El DVD Tras la masacre, producido por la FAES y proyectado el 30 de marzo en Madrid, no es un documental ni un filme de ficción y, por tanto, no debe juzgarse desde la óptica de un escrupuloso analista o crítico cinematográfico. No es momento para semejantes melindres. Como instrumento de denuncia y de intervención democrática tiene las características que se esperan del género, como cuando leemos un panfleto o una diatriba, géneros excelentes, por cierto, de la escritura y el ensayo, todos los cuales, aunque no sean un dechado de elegancia, saben mantener el tipo, la honradez y el amor a la verdad.
Pues bien, en la actual hora de España, difundir fuerte y claro que en España ha habido una fatal concurrencia de terrorismo y de agitación social, que las elecciones libres han sido maltratadas por sus enemigos, tácitos y tácticos, y que nos manda un Gobierno bajo sospecha y de dudosa legitimidad supone un esfuerzo por mantener la moral alta a millones de españoles, por no dejarse atropellar y decir las cosas como son.
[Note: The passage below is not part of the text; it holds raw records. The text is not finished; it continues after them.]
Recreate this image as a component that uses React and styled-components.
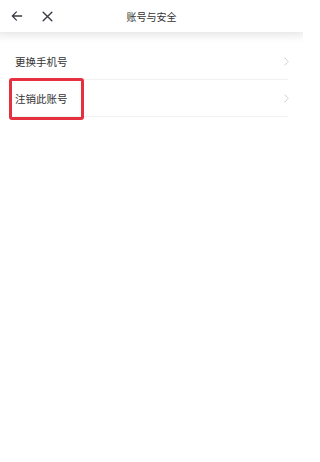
import { createGlobalStyle } from "styled-components";
import styled from "styled-components";

const GlobalStyle = createGlobalStyle`
  html, body {
    margin: 0;
    padding: 0;
    background: #ffffff;
  }
  body {
    font-family: "Noto Sans CJK SC", "Noto Sans", sans-serif;
    color: #333333;
  }
`;

const Page = styled.div`
  width: 303px;
  height: 462px;
  background: #ffffff;
  overflow: hidden;
`;

const Header = styled.div`
  position: relative;
  height: 32px;
  display: flex;
  align-items: center;
  padding: 0 8px;
  background: #ffffff;
  box-shadow: 0 2px 8px rgba(0, 0, 0, 0.06);
  z-index: 1;
`;

const NavButton = styled.span`
  width: 18px;
  height: 18px;
  display: flex;
  align-items: center;
  justify-content: center;
  margin-right: ${(p) => p.gap || 0}px;
  color: #3a3d45;
`;

const Title = styled.div`
  position: absolute;
  left: 0;
  right: 0;
  text-align: center;
  font-size: 10px;
  color: #333333;
  pointer-events: none;
`;

const Shade = styled.div`
  height: 11px;
  background: linear-gradient(#f4f4f4, #ffffff);
`;

const List = styled.div`
  padding-left: 15px;
  padding-right: 15px;
`;

const Row = styled.div`
  position: relative;
  height: 36px;
  display: flex;
  align-items: center;
  justify-content: space-between;
  border-bottom: 1px solid #f1f1f1;
  font-size: 10.5px;
  color: #333333;
`;

const Chevron = styled.span`
  display: flex;
  color: #d0d0d0;
  margin-right: -1px;
`;

const Highlight = styled.div`
  position: absolute;
  left: -6px;
  top: -2px;
  width: 69px;
  height: 36px;
  border: 3px solid #e5303f;
  border-radius: 3px;
`;

const BackIcon = () => (
  <svg width="14" height="14" viewBox="0 0 24 24" fill="none" stroke="currentColor" strokeWidth="2.2" strokeLinecap="round" strokeLinejoin="round">
    <path d="M20 12H4M11 5l-7 7 7 7" />
  </svg>
);

const CloseIcon = () => (
  <svg width="13" height="13" viewBox="0 0 24 24" fill="none" stroke="currentColor" strokeWidth="2.6" strokeLinecap="round">
    <path d="M4 4l16 16M20 4L4 20" />
  </svg>
);

const ChevronIcon = () => (
  <svg width="5" height="9" viewBox="0 0 5 9" fill="none" stroke="currentColor" strokeWidth="1" strokeLinecap="round" strokeLinejoin="round">
    <path d="M0.8 0.8L4.2 4.5L0.8 8.2" />
  </svg>
);

const items = [
  { label: "更换手机号" },
  { label: "注销此账号", marked: true },
];

export default function App() {
  return (
    <Page>
      <GlobalStyle />
      <Header>
        <NavButton gap={12}>
          <BackIcon />
        </NavButton>
        <NavButton>
          <CloseIcon />
        </NavButton>
        <Title>账号与安全</Title>
      </Header>
      <Shade />
      <List>
        {items.map((it) => (
          <Row key={it.label}>
            <span>{it.label}</span>
            <Chevron>
              <ChevronIcon />
            </Chevron>
            {it.marked && <Highlight />}
          </Row>
        ))}
      </List>
    </Page>
  );
}
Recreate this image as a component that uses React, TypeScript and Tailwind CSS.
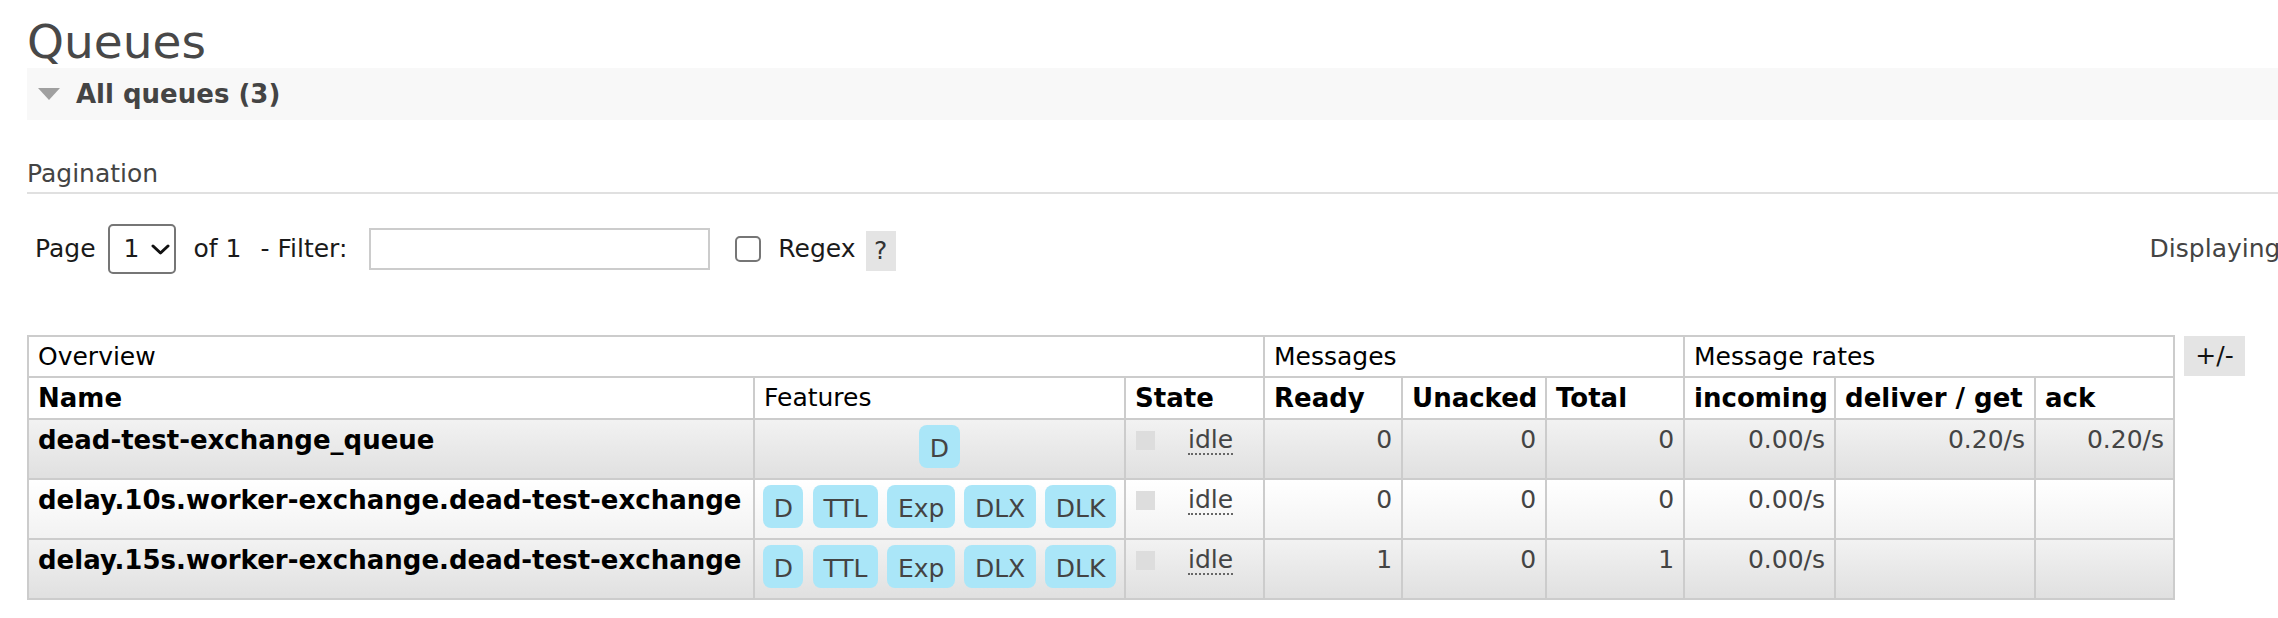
import React from "react";

type Row = {
  name: string;
  features: string[];
  ready: string;
  unacked: string;
  total: string;
  incoming: string;
  deliver: string;
  ack: string;
  alt: 1 | 2;
};

const rows: Row[] = [
  { name: "dead-test-exchange_queue", features: ["D"], ready: "0", unacked: "0", total: "0", incoming: "0.00/s", deliver: "0.20/s", ack: "0.20/s", alt: 1 },
  { name: "delay.10s.worker-exchange.dead-test-exchange", features: ["D", "TTL", "Exp", "DLX", "DLK"], ready: "0", unacked: "0", total: "0", incoming: "0.00/s", deliver: "", ack: "", alt: 2 },
  { name: "delay.15s.worker-exchange.dead-test-exchange", features: ["D", "TTL", "Exp", "DLX", "DLK"], ready: "1", unacked: "0", total: "1", incoming: "0.00/s", deliver: "", ack: "", alt: 1 },
];

function Badge({ label }: { label: string }) {
  return (
    <span className="inline-block h-[43px] px-[10.5px] pt-[9px] pb-[4px] leading-[30px] rounded-[8px] bg-[#aae6f8] text-[#444] text-[25px]">
      {label}
    </span>
  );
}

export default function App() {
  const th = "border-2 border-[#ccc] bg-white text-left align-middle";
  return (
    <div className="w-[2278px] h-[618px] overflow-hidden bg-white font-['DejaVu_Sans','Verdana',sans-serif]">
      <div className="w-[2700px] pl-[27px]">
        <h1 className="pt-[18px] mb-[3px] text-[47px] leading-[47px] font-normal text-[#484848]">Queues</h1>

        <div className="h-[52px] bg-[#f8f8f8] flex items-center pl-[11px]">
          <svg width="22" height="12" viewBox="0 0 22 12">
            <polygon points="0,0 22,0 11,12" fill="#a0a0a0" />
          </svg>
          <span className="ml-[16px] text-[26px] leading-[30px] font-bold text-[#444]">All queues (3)</span>
        </div>

        <div className="pt-[39px] pb-[3px] text-[25px] leading-[30px] text-[#444] border-b-2 border-[#e0e0e0]">Pagination</div>

        <div className="mt-[26px] h-[58px] flex items-center pl-[8px] text-[25px] leading-[30px] text-[#1a1a1a]">
          <span>Page</span>
          <div className="ml-[12px] w-[68px] h-[50px] border-2 border-[#767676] rounded-[5px] flex items-center pl-[14px]">
            <span>1</span>
            <svg className="ml-[12px]" width="19" height="11" viewBox="0 0 19 11">
              <path d="M2 2 L9.5 9 L17 2" fill="none" stroke="#111" strokeWidth="3" strokeLinecap="round" strokeLinejoin="round" />
            </svg>
          </div>
          <span className="ml-[18px]">of 1</span>
          <span className="ml-[19px]">- Filter:</span>
          <div className="ml-[22px] w-[341px] h-[42px] border-2 border-[#cccccc] bg-white" />
          <div className="ml-[25px] w-[26px] h-[26px] border-2 border-[#767676] rounded-[5px] bg-white" />
          <span className="ml-[17px]">Regex</span>
          <span className="ml-[10px] mt-[4px] w-[30px] h-[40px] bg-[#e4e4e4] flex items-center justify-center text-[#333]">?</span>
          <span className="ml-[1254px] text-[#444] whitespace-nowrap">Displaying 3 items , page size up to:</span>
        </div>

        <div className="mt-[57px] flex items-start">
          <table className="table-fixed border-collapse w-[2147px] text-[25px] leading-[30px]">
            <colgroup>
              <col className="w-[726px]" />
              <col className="w-[371px]" />
              <col className="w-[139px]" />
              <col className="w-[138px]" />
              <col className="w-[144px]" />
              <col className="w-[138px]" />
              <col className="w-[151px]" />
              <col className="w-[200px]" />
              <col className="w-[139px]" />
            </colgroup>
            <thead>
              <tr className="h-[41px]">
                <th colSpan={3} className={`${th} pl-[9px] font-normal text-black`}>Overview</th>
                <th colSpan={3} className={`${th} pl-[9px] font-normal text-black`}>Messages</th>
                <th colSpan={3} className={`${th} pl-[9px] font-normal text-black`}>Message rates</th>
              </tr>
              <tr className="h-[42px]">
                <th className={`${th} pl-[9px] font-bold text-[26px] text-black`}>Name</th>
                <th className={`${th} pl-[9px] font-normal text-black`}>Features</th>
                <th className={`${th} pl-[9px] font-bold text-[26px] text-black`}>State</th>
                <th className={`${th} pl-[9px] font-bold text-[26px] text-black`}>Ready</th>
                <th className={`${th} pl-[9px] font-bold text-[26px] text-black`}>Unacked</th>
                <th className={`${th} pl-[9px] font-bold text-[26px] text-black`}>Total</th>
                <th className={`${th} pl-[9px] font-bold text-[26px] text-black`}>incoming</th>
                <th className={`${th} pl-[9px] font-bold text-[26px] text-black`}>deliver / get</th>
                <th className={`${th} pl-[9px] font-bold text-[26px] text-black`}>ack</th>
              </tr>
            </thead>
            <tbody>
              {rows.map((r) => {
                const bg =
                  r.alt === 1
                    ? "bg-linear-to-b from-[#f2f2f2] to-[#e0e0e0]"
                    : "bg-linear-to-b from-white to-[#f2f2f2]";
                const td = `border-2 border-[#ccc] align-top pt-[5px] ${bg}`;
                const num = `${td} text-right pr-[9px] text-[#444]`;
                return (
                  <tr key={r.name} className="h-[60px]">
                    <td className={`${td} pl-[9px] font-bold text-[26px] text-black whitespace-nowrap`}>{r.name}</td>
                    <td className={`${td} text-center pt-[4px]`}>
                      <div className="inline-flex gap-[9.5px]">
                        {r.features.map((f) => (
                          <Badge key={f} label={f} />
                        ))}
                      </div>
                    </td>
                    <td className={td}>
                      <div className="flex items-start pl-[10px]">
                        <span className="mt-[6px] w-[19px] h-[19px] bg-[#dddddd]" />
                        <span className="ml-[33px] text-[#444] border-b-2 border-dotted border-[#666] leading-[26px] mt-[2px]">idle</span>
                      </div>
                    </td>
                    <td className={num}>{r.ready}</td>
                    <td className={num}>{r.unacked}</td>
                    <td className={num}>{r.total}</td>
                    <td className={num}>{r.incoming}</td>
                    <td className={num}>{r.deliver}</td>
                    <td className={num}>{r.ack}</td>
                  </tr>
                );
              })}
            </tbody>
          </table>
          <div className="ml-[9px] mt-[1px] w-[61px] h-[40px] bg-[#e4e4e4] flex items-center justify-center text-[25px] text-[#111]">+/-</div>
        </div>
      </div>
    </div>
  );
}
En España el actual presidente del Gobierno pide a Batasuna que condene la violencia, pero él se niega a hacerlo. Por tres veces fue conminado en la Comisión del 11-M a condenar los asaltos a las sedes del PP en tres palabras, o con una sola, a reprobar la agitación radical que siguió al ataque terrorista más sangriento sufrido en la España moderna. José Luis Rodríguez apretó los dientes y se resistió. Sigue sin condenar la violencia. ¿Es esto legítimo? Y si fuera sólo esto…
¿Mirar adelante? Sea. Mas se equivocan quienes creen que es preciso olvidarse del pecado original que ha quebrado la Nación, perdonar a los culpables y ocuparse-de-los-problemas-que-realmente-interesan-a-los-españoles. El hecho de que ZP no rectifique y persista en no condenar la violencia no es sólo un acto inmoral. Es un suceso político que tiene secuestrada la democracia española. Significa que puede volver a servirse de ella cuando le convenga. Porque él y los suyos el poder ya no lo sueltan. Sus aliados y los grupos de asalto han dejado claro que están dispuestos a actuar para blindarlos. Sólo esperan la orden.